The backdrop to this decision also involves diplomatic and security conflicts with Saudi Arabia. The two countries previously jointly intervened in Yemen’s civil war, but later diverged on which side’s local proxy forces to support. While Saudi Arabia backed the Yemeni government forces, the UAE supported southern separatist forces. In January this year, the Saudi-backed government forces captured Aden, which was seen as a UAE stronghold, and afterward the UAE fully withdrew its remaining forces from the rest of Yemen—meaning military cooperation between the two countries has effectively come to an end. In addition, amid this Iran-war situation, when the UAE’s core logistics hubs—Fujeirah Port and Jebel Ali Port—came under threat from Iranian drones and missiles, the UAE had expected the Gulf Cooperation Council(GCC) to take stronger joint action. However, in practice it remained limited to information sharing and logistical support, and observers believe the UAE was quite disappointed by this.

The key focus of the international crude oil market is whether the UAE’s withdrawal will lead to a meaningful increase in actual supply in the future. Once freed from the cartel’s production cut constraints, the UAE’s room to increase output on its own expands. Even if concerns about temporary supply disruptions due to the war remain, over the medium to long term this could become pressure to push down international oil prices. Jan von Greich, chief analyst at Finland’s Nordea Bank, told Reuters that the UAE wants to produce more oil, and this would become a downward factor for oil prices. Ajay Parma, director of global research firm ICIS, also commented that given the UAE’s long-standing disagreement with OPEC’s overall policy, the decision is not surprising, but its long-term impact will be very significant. Sergey Vakulenko, a former senior executive at Gazprom Neft, also pointed out that the UAE has been seeking up to 30% capacity expansion, but it is difficult to achieve it within the existing framework.

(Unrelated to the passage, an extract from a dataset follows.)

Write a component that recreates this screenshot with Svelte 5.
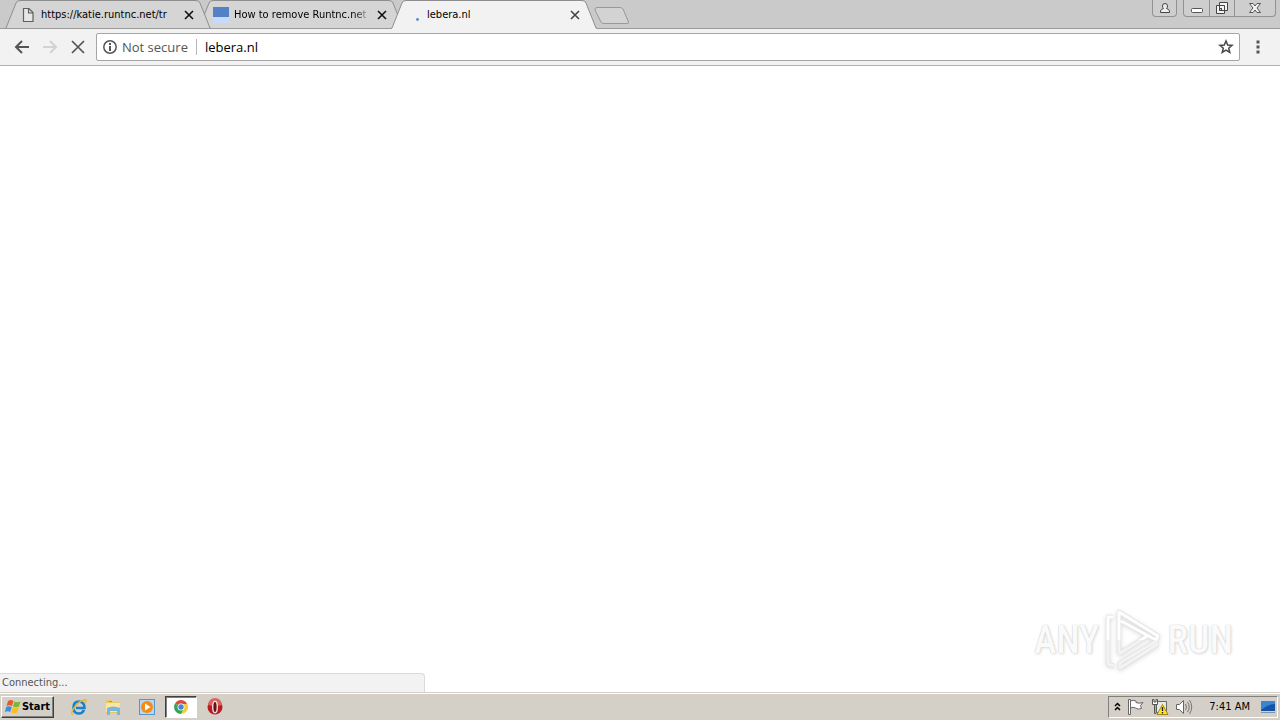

Ultimately, this withdrawal is not a one-off shock in the midst of wartime emergency, but more like a revealing event that shows oil-producing countries are no longer acting based on common interests. OPEC has long been the core organization that steers oil price direction through production cuts and increases, but once major members’ strategies diverge, its ability to control the market will inevitably weaken. In particular, if the rift between the UAE and Saudi Arabia becomes even more pronounced, unity among Middle Eastern oil producers is unlikely to return to previous levels. Even after future conflicts subside, this trend could weaken OPEC’s ability to regulate prices, pushing international oil prices into a structural environment with greater volatility than today.